Aprazíveis férias presidenciais

05/01/22

blogfolhadosertao.com.br

 

Por Ricardo Leitão*

 

 

 

O mês passado foi o mais chuvoso na Bahia desde dezembro de 1989. As tempestades e enchentes deixaram 132 cidades em situação de emergência, o que corresponde a um terço dos 417 municípios do estado. O total de mortos chegou a 24; o total de feridos é de 434. São 37 mil os desabrigados e 54 mil os desalojados. O governo baiano estima que 629 mil pessoas foram afetadas pelas torrentes.

Durante todo o mês de dezembro, enquanto o sul da Bahia – a região mais atingida – era tomado pelas inundações, o presidente Jair Bolsonaro navegava em aprazíveis águas litorâneas: primeiro, no litoral de São Paulo, depois no litoral de Santa Catarina. Pescou, pilotou um jet ski, dançou funk e debochou quando alertado sobre a tragédia: “Será que vou ter de interromper as minhas férias?” Totalmente apartado da dor dos milhares de brasileiros, não abandonou o funk, a pesca e o jet ski. Normal: também não visitou nenhum hospital de infectados pela covid-19.

Há expectativa se Bolsonaro vai manter em funcionamento o seu parque de diversões quando as tempestades atingirem Minas Gerais, Rio de Janeiro e São Paulo, o que deve logo ocorrer – segundo os meteorologistas. São os três maiores colégios eleitorais no País e, caso se repita a omissão escandalosa que ocorreu na Bahia, sem dúvida haverá danos para Sua Excelência na disputa presidencial de 2022.
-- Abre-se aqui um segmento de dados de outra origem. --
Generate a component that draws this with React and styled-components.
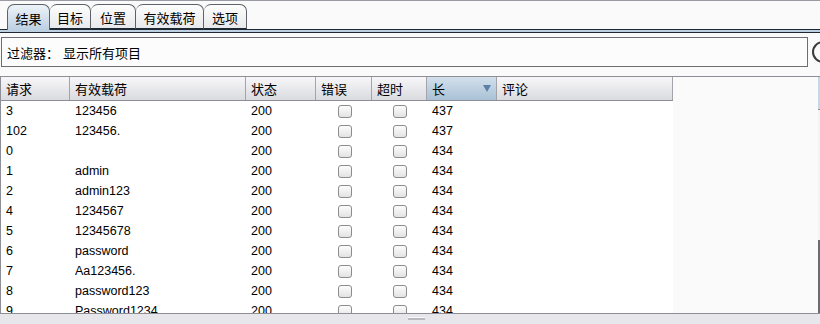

Para o risco do dano Bolsonaro foi alertado até por assessores do Palácio do Planalto – sem sucesso. É como se precisassem lembrar que, durante os três primeiros anos de seu desgoverno, a regra – em desastres, na pandemia ou em qualquer tragédia que precisasse de solidariedade à vida humana – fosse menosprezar o sentimento do próximo. Trata-se de um desvio (psicótico?) que só agrava a conjuntura conturbada, a ponto de alguns sugerirem não um feliz 2022 mas um feliz 2023. A ironia intitulou um artigo do economista Pedro Malan, escrito ao fim de 1982. Nele, Malan previu que o ano de 1983 seria tão difícil que era melhor desejar logo um feliz 1984.

A ironia vale para o desgoverno de Bolsonaro em 2022, o decisivo ano eleitoral. Os bons sinais do início de 2021 foram logo contrariados pela inflação, retração do crescimento econômico e desemprego. Para este ano, a previsão do crescimento é inferior a 1%, com a inflação acima do limite da meta de 4,5% e um contingente de 13 milhões de desempregados. O ano de 2021 terminou sem as reformas estruturais; com o País em recessão técnica; a Bolsa de Valores com um dos piores desempenhos do mundo e o real batendo recordes de desvalorização em relação ao dólar. Instabilidade e incerteza dominam o cenário, enquadrado por uma eleição de resultados imprevisíveis.

O Brasil tem à frente o enorme desafio de se reconstruir, que para ser vencido exige união nacional, diálogo democrático, planejamento e lideranças. Nada disso há sob o desgoverno de Jair Bolsonaro, que divide os brasileiros, bloqueia o diálogo, ameaça a democracia e é desprovido de planejamento. Ademais, Sua Excelência nada lidera e fracassa até nas articulações toscas de um golpe de Estado.

Um golpe cada vez mais parece ser o que lhe resta diante da desidratação eleitoral prevista pelas pesquisas. Provocar, tumultuar, afrontar, duvidar do sistema eleitoral – como faz repetidamente – seriam maneiras de abrir caminho para atos antidemocráticos. No melhor estilo do seu ídolo, Donald Trump, que estimulou a invasão do Congresso dos Estados Unidos para impedir a posse de seu adversário, Joe Biden.

A tentativa de golpe de Trump foi abortada, como se sabe, deixando mortos, feridos e mais de 600 presos. O mesmo se deu com a manobra golpista de Bolsonaro, ao insuflar a desobediência ao Supremo Tribunal Federal, em discursos no Sete de Setembro de 2021. Trump está sendo investigado; Bolsonaro, ainda não. Dessa forma, pode se considerar até inocente, com razão e direito de tentar de novo um golpe, mediante um planejamento mais detalhado nas próximas férias.